Eclectic fiddler Darol Anger and "depressive rock" band Manatee don't have a whole lot in common, except for the fact that they're both playing here in the Springs on Sunday. So in the spirit of what one local radio station likes to call "maximum variety," I figured interviewing both artists would be a nice Reverb-kinda-thing to do.
A founding member of the David Grisman Quintet, Anger professes an undying love for Colorado and the "intense-to-the-point-of-fanatical" enthusiasm of local musicians and fans. His performance at Armstrong Hall will also feature longtime mandolin pal Mike Marshall and Swedish trio Väsen, whom he calls "one of the greatest string bands in history."
Jeff Smith, whose Black Rose Acoustic Society booked the show, is also pretty excited.
"Mike and Darol, alone and together, cover a lot of acoustic music styles, and I don't think any of their recordings sound alike," says Smith. "They're always breaking new ground, which is why they are such a good fit with Väsen."
The promoter is also enthusiastic about Väsen's use of the nyckelharpa, a traditional Swedish instrument that typically has 16 strings and a ton of key-actuated tangents, whatever those are, to change the pitch.
Not to be outdone, Anger will be packing his own octave violin, which he describes as "any old piece of junk that I can put four very thick strings on and get the sound of whales." On a more refined level, Anger has also begun making custom violins with luthier Jonathan Cooper. "I'm on number 2.5 at this point," he tells me. "Number 1.5 was bought by a talented student. It is not the worst fiddle ever made. One of these days, I'll keep one — if I can afford to."

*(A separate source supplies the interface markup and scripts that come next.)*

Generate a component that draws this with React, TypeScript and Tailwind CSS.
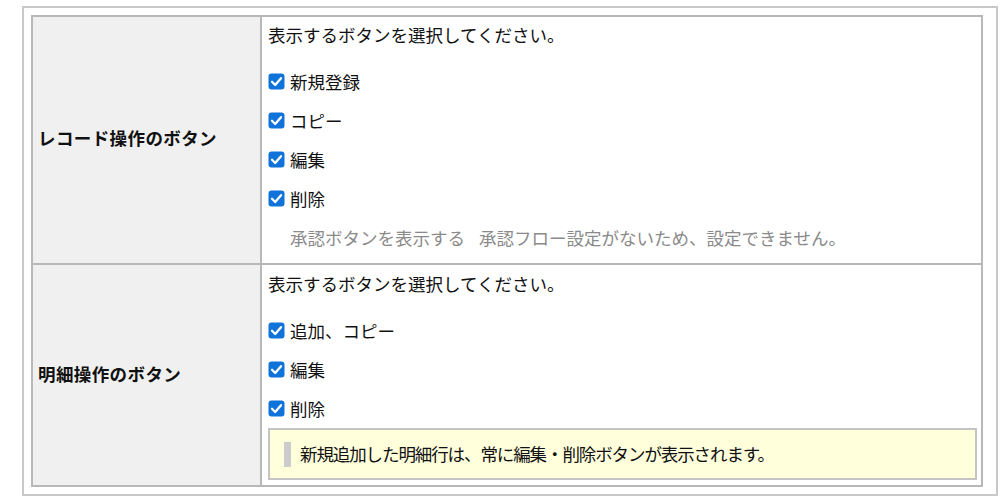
import React from "react";

function Check() {
  return (
    <svg width="17" height="17" viewBox="0 0 17 17" className="shrink-0">
      <rect x="0.5" y="0.5" width="16" height="16" rx="3" fill="#0f73da" />
      <path d="M4 8.8 L7.2 12 L13 5.2" fill="none" stroke="#fff" strokeWidth="2.3" strokeLinecap="round" strokeLinejoin="round" />
    </svg>
  );
}

function CbRow({ label }: { label: string }) {
  return (
    <div className="flex h-[39px] items-center">
      <Check />
      <span className="ml-[5px]">{label}</span>
    </div>
  );
}

export default function App() {
  return (
    <div
      className="bg-white text-[17.5px] text-[#111] leading-none"
      style={{ fontFamily: '"Noto Sans CJK JP", "Noto Sans", sans-serif' }}
    >
      <div className="ml-[22px] pt-[6px]">
        <div className="w-[976px] border-2 border-[#c8c8c8] pt-[7px] pb-[7px] pl-[7px]">
          <div className="w-[952px] border-2 border-[#b8b8b8] grid grid-cols-[229px_1fr]">
            {/* Row 1 */}
            <div className="bg-[#f0f0f0] border-r-2 border-[#b8b8b8] flex items-center pl-[5px] pb-[4px] font-bold tracking-[0.4px]">
              レコード操作のボタン
            </div>
            <div className="pl-[6px] pr-[4px] pb-[6px]">
              <div className="flex h-[36px] items-center">表示するボタンを選択してください。</div>
              <div className="mt-[9px]">
                <CbRow label="新規登録" />
                <CbRow label="コピー" />
                <CbRow label="編集" />
                <CbRow label="削除" />
                <div className="flex h-[39px] items-center pl-[22px] text-[#8a8a8a]">
                  <span>承認ボタンを表示する</span>
                  <span className="ml-[14px]">承認フロー設定がないため、設定できません。</span>
                </div>
              </div>
            </div>
            {/* Row 2 */}
            <div className="bg-[#f0f0f0] border-r-2 border-t-2 border-[#b8b8b8] flex items-center pl-[5px] pb-[2px] font-bold tracking-[0.4px]">
              明細操作のボタン
            </div>
            <div className="border-t-2 border-[#b8b8b8] pl-[6px] pr-[4px] pb-[5px]">
              <div className="flex h-[37px] items-center">表示するボタンを選択してください。</div>
              <div className="mt-[9px]">
                <CbRow label="追加、コピー" />
                <CbRow label="編集" />
                <CbRow label="削除" />
              </div>
              <div className="h-[52px] border-2 border-[#c4c4c4] bg-[#ffffdc] flex items-center pl-[14px]">
                <div className="w-[7px] h-[25px] bg-[#cccccc]" />
                <span className="ml-[9px] tracking-[-1.1px]">新規追加した明細行は、常に編集・削除ボタンが表示されます。</span>
              </div>
            </div>
          </div>
        </div>
      </div>
    </div>
  );
}
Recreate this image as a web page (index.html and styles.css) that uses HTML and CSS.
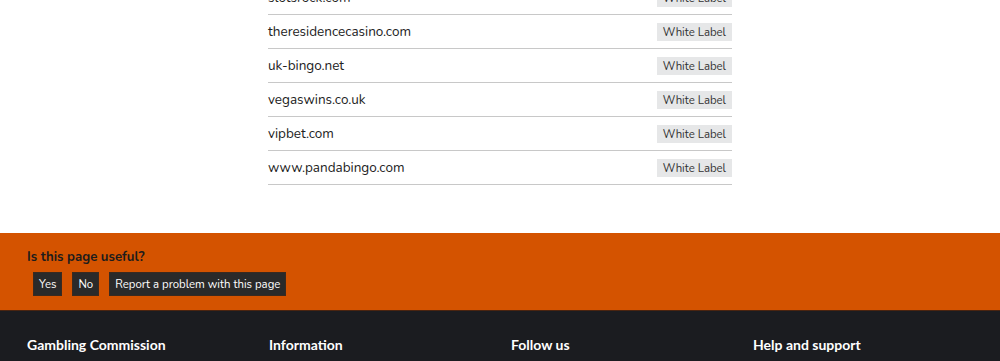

Sadly, there'll be no nyckelharpas at the Triple Nickel on Sunday. But there'll be plenty of "minor-keyed, depressive indie rock," as East Bay Express critic Kirsty Evans recently put it in her review of Oakland band Manatee.
So who's more minor-keyed and mopey, I ask Manatee's Chris Dixon: his band or legendarily depressed Bay Area crooner Mark Eitzel and his American Music Club?
"American Music Club had more to be minor-keyed and depressed about," insists Dixon. "Have you seen the singer's unibrow? Jesus! Cheer up, dude! You sold a lot of records in the '90s!"
Manatee, which also includes former Coloradan Hal9000 Beers of dearly departed Denver punk band Stoli & the Beers, traffics in droney but melodic rock that draws occasional comparisons to British post-punk artists.
"We do listen to some of that stuff and enjoy it," says Dixon. "When our record came out, someone said that we reminded them of the Smiths. It's a huge compliment and we love hearing stuff like that, but it's also weird because we certainly aren't going for that sound."
After their Springs date, the band will make its way down to Austin for SXSW. (Come to think of it, so will I.)
Of course, there's more this weekend, including way too many bands at Sunshine Studios to mention. (See for yourself at sunshinestudioslive.com.) Or you could indulge your more metallic demiurges when Colorado Springs' own Non-Compliant shares a Black Sheep bill with GNR tribute band Appetite for Destruction on Sunday. Or see Denver soulstress Hazel Miller at Stargazers on Friday. Or Portland folk-gypsies Taarka at Front Range Barbeque next Wednesday. Or, you know, whatever.